According to Bacon (who is aware of the irony of her last name), being overweight or obese does not put people at significant health risk. Rather, factors like fitness, activity, nutrient intake, weight cycling, or socioeconomic status are far more important in determining disease risk. Often these same factors increase disease risk and risk of weight gain simultaneously. However, when epidemiological studies control for the aforementioned factors and then examine correlation between weight and disease, increased risk of disease from being overweight or obese is significantly reduced or nonexistent. In other words, while Bacon encourages acceptance of people of all sizes, she's not giving us a free pass to spend our lives in front of the TV eating junk food. A healthy lifestyle is important, even if it's okay that most of us don't have figures resembling the cast of "Bay Watch."

Given these findings, Bacon calls on Americans to join what she calls "the new peace movement" by refusing to fight the "unjust war" against body sizes that are larger than what our culture deems acceptable. Bacon points out that humans have internal systems designed to keep us healthy, and to maintain a healthy weight. These systems include signals of hunger, fullness and appetite. If you can follow your body's signals, your body will in turn find the healthy weight for you. This is, of course, easier said than done. A recent study asked both French and American people how they knew they were done eating; the French said it was when they felt full, while the Americans said they were done when their plates were empty. This is just one of many examples showing how we fail to pay attention to our body's hunger and fullness signals and instead use external cues to determine what, when and how much we eat.

Despite Bacon's impressive resume and her findings -- and the findings of countless studies she cites -- that obesity is not our problem, the war on obesity is only gaining steam with First Lady Michelle Obama's "Let's Move" campaign and celebrity chef Jamie Oliver's "Food Revolution." Obama's campaign specifically states its goal as solving "the epidemic of childhood obesity within a generation." With the program comes a new foundation, Partnership for a Healthier America (with a mission of tackling childhood obesity) and a Task Force on Childhood Obesity. Using this frame, the problem is entirely defined as one of body size and success will be determined by weight loss.

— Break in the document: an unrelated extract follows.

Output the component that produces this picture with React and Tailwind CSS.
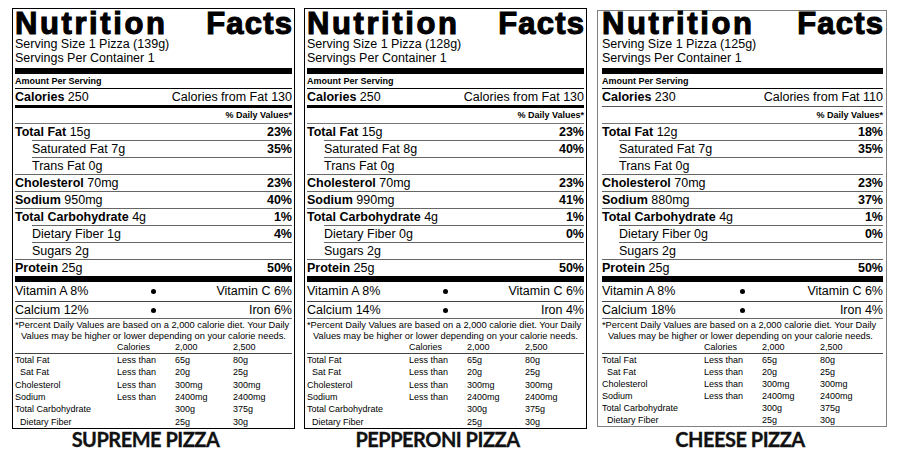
import React from "react";

const LABELS = [
  {
    name: "SUPREME PIZZA",
    serving: "139g",
    cal: "250",
    fatCal: "130",
    rows: [
      { b: "Total Fat", a: "15g", p: "23%" },
      { a: "Saturated Fat 7g", p: "35%", indent: true },
      { a: "Trans Fat 0g", indent: true },
      { b: "Cholesterol", a: "70mg", p: "23%" },
      { b: "Sodium", a: "950mg", p: "40%" },
      { b: "Total Carbohydrate", a: "4g", p: "1%" },
      { a: "Dietary Fiber 1g", p: "4%", indent: true },
      { a: "Sugars 2g", indent: true },
      { b: "Protein", a: "25g", p: "50%" },
    ],
    vitA: "8%", vitC: "6%", calcium: "12%", iron: "6%",
  },
  {
    name: "PEPPERONI PIZZA",
    serving: "128g",
    cal: "250",
    fatCal: "130",
    rows: [
      { b: "Total Fat", a: "15g", p: "23%" },
      { a: "Saturated Fat 8g", p: "40%", indent: true },
      { a: "Trans Fat 0g", indent: true },
      { b: "Cholesterol", a: "70mg", p: "23%" },
      { b: "Sodium", a: "990mg", p: "41%" },
      { b: "Total Carbohydrate", a: "4g", p: "1%" },
      { a: "Dietary Fiber 0g", p: "0%", indent: true },
      { a: "Sugars 2g", indent: true },
      { b: "Protein", a: "25g", p: "50%" },
    ],
    vitA: "8%", vitC: "6%", calcium: "14%", iron: "4%",
  },
  {
    name: "CHEESE PIZZA",
    serving: "125g",
    cal: "230",
    fatCal: "110",
    rows: [
      { b: "Total Fat", a: "12g", p: "18%" },
      { a: "Saturated Fat 7g", p: "35%", indent: true },
      { a: "Trans Fat 0g", indent: true },
      { b: "Cholesterol", a: "70mg", p: "23%" },
      { b: "Sodium", a: "880mg", p: "37%" },
      { b: "Total Carbohydrate", a: "4g", p: "1%" },
      { a: "Dietary Fiber 0g", p: "0%", indent: true },
      { a: "Sugars 2g", indent: true },
      { b: "Protein", a: "25g", p: "50%" },
    ],
    vitA: "8%", vitC: "6%", calcium: "18%", iron: "4%",
  },
];

const DV_TABLE = [
  { n: "Total Fat", l: "Less than", a: "65g", b: "80g" },
  { n: "Sat Fat", l: "Less than", a: "20g", b: "25g", indent: true },
  { n: "Cholesterol", l: "Less than", a: "300mg", b: "300mg" },
  { n: "Sodium", l: "Less than", a: "2400mg", b: "2400mg" },
  { n: "Total Carbohydrate", l: "", a: "300g", b: "375g" },
  { n: "Dietary Fiber", l: "", a: "25g", b: "30g", indent: true },
];

function Label({ d, boxCls, titleCls, calLine, tableRowCls, captionCls }) {
  return (
    <div className="flex flex-col">
      <div className={boxCls}>
        {/* header */}
        <div className={`flex justify-between items-start leading-[26px] text-[31px] font-bold [-webkit-text-stroke:1.1px_black] ${titleCls}`}>
          <span className="tracking-[2.6px]">Nutrition</span>
          <span className="tracking-[1.2px] -mr-[1.2px]">Facts</span>
        </div>
        <div className="text-[12.5px] leading-[14px]">Serving Size 1 Pizza ({d.serving})</div>
        <div className="text-[12.5px] leading-[14px]">Servings Per Container 1</div>
        <div className="mt-[3px] h-[6px] bg-black" />
        <div className="h-[15px] border-b border-black text-[9px] font-bold leading-[14px]">Amount Per Serving</div>
        <div className="flex justify-between h-[16px] text-[12.5px] leading-[16px]">
          <span><b>Calories</b> {d.cal}</span>
          <span>Calories from Fat {d.fatCal}</span>
        </div>
        {calLine}
        <div className="h-[16px] border-b border-[#777] text-right text-[9px] font-bold leading-[15px]">% Daily Values*</div>

        {/* nutrients */}
        {d.rows.map((r, i) => (
          <div
            key={i}
            className={`flex justify-between text-[12.5px] leading-[16px] ${i === 0 ? "h-[16px]" : "h-[17px] border-t border-[#666]"} ${r.indent ? "ml-[17px]" : ""}`}
          >
            <span>
              {r.b && <b>{r.b}</b>}
              {r.b ? " " : ""}
              {r.a}
            </span>
            {r.p && <b>{r.p}</b>}
          </div>
        ))}
        <div className="h-[6px] bg-black" />

        {/* vitamins */}
        <div className="grid grid-cols-3 items-center h-[20px] border-b border-[#444] text-[12.5px] leading-[19px]">
          <span>Vitamin A {d.vitA}</span>
          <span className="flex justify-center"><span className="w-[5px] h-[5px] rounded-full bg-black" /></span>
          <span className="text-right">Vitamin C {d.vitC}</span>
        </div>
        <div className="grid grid-cols-3 items-center h-[17px] border-b border-[#666] text-[12.5px] leading-[16px]">
          <span>Calcium {d.calcium}</span>
          <span className="flex justify-center"><span className="w-[5px] h-[5px] rounded-full bg-black" /></span>
          <span className="text-right">Iron {d.iron}</span>
        </div>

        {/* footnote */}
        <div className="pt-[1px] text-[9.3px] leading-[11px] whitespace-nowrap">
          <div>*Percent Daily Values are based on a 2,000 calorie diet. Your Daily</div>
          <div className="pl-[6px]">Values may be higher or lower depending on your calorie needs.</div>
        </div>
        <div className="grid grid-cols-[102px_58px_58px_1fr] h-[12px] border-b border-[#444] text-[9px] leading-[11px]">
          <span />
          <span>Calories</span>
          <span>2,000</span>
          <span>2,500</span>
        </div>
        {DV_TABLE.map((t) => (
          <div key={t.n} className={`grid grid-cols-[102px_58px_58px_1fr] text-[9px] leading-[12px] items-center ${tableRowCls}`}>
            <span className={t.indent ? "pl-[5px]" : ""}>{t.n}</span>
            <span>{t.l}</span>
            <span>{t.a}</span>
            <span>{t.b}</span>
          </div>
        ))}
      </div>
      <div className={`font-['Lato',sans-serif] font-bold text-[20px] leading-[18px] text-center tracking-[-0.5px] text-[#111] [-webkit-text-stroke:0.3px_#111] ${captionCls}`}>
        {d.name}
      </div>
    </div>
  );
}

export default function App() {
  const medBar = <div className="h-[3px] bg-black" />;
  const thinBar = <div className="h-[3px] flex items-center"><div className="w-full h-[1px] bg-[#555]" /></div>;
  return (
    <div className="w-[898px] h-[457px] overflow-hidden bg-white flex items-start pl-[12px] font-['Liberation_Sans',Arial,sans-serif] text-black">
      <Label
        d={LABELS[0]}
        boxCls="mt-[8px] w-[283px] border border-black px-[2px]"
        titleCls="h-[28px] pt-[2px]"
        calLine={medBar}
        tableRowCls="h-[12.3px]"
        captionCls="pr-[16px] mt-[1px]"
      />
      <div className="ml-[9px]">
        <Label
          d={LABELS[1]}
          boxCls="mt-[8px] w-[283px] border border-black px-[2px]"
          titleCls="h-[28px] pt-[2px]"
          calLine={medBar}
          tableRowCls="h-[12.3px]"
          captionCls="pr-[16px] mt-[1px]"
        />
      </div>
      <div className="ml-[10px]">
        <Label
          d={LABELS[2]}
          boxCls="mt-[10px] w-[290px] border border-[#808080] pl-[4px] pr-[3px]"
          titleCls="h-[26px]"
          calLine={thinBar}
          tableRowCls="h-[12px]"
          captionCls="pr-[4px] mt-[3px]"
        />
      </div>
    </div>
  );
}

Jamie Oliver's Web site and his petition to start an American food revolution focus more on providing kids with fresh, healthy foods and cooking skills, but his Web site still notes obesity as a problem (for example, offering "facts and figures about how obesity and diet is affecting America's health"). The same can be said of the first few episodes of his show. Mostly they emphasize eating healthy food and preventing problems like type 2 diabetes, but many feel that the show contains a strong fat-shaming element as well. Rather than blaming obesity itself as the main problem, there is an implicit (and sometimes stated) message that obesity is part of the problem. In fact, the city chosen as the site for Oliver's show, Huntington, West Virginia, was selected because it was named the "fattest and unhealthiest" city in America (implying the two terms are synonymous).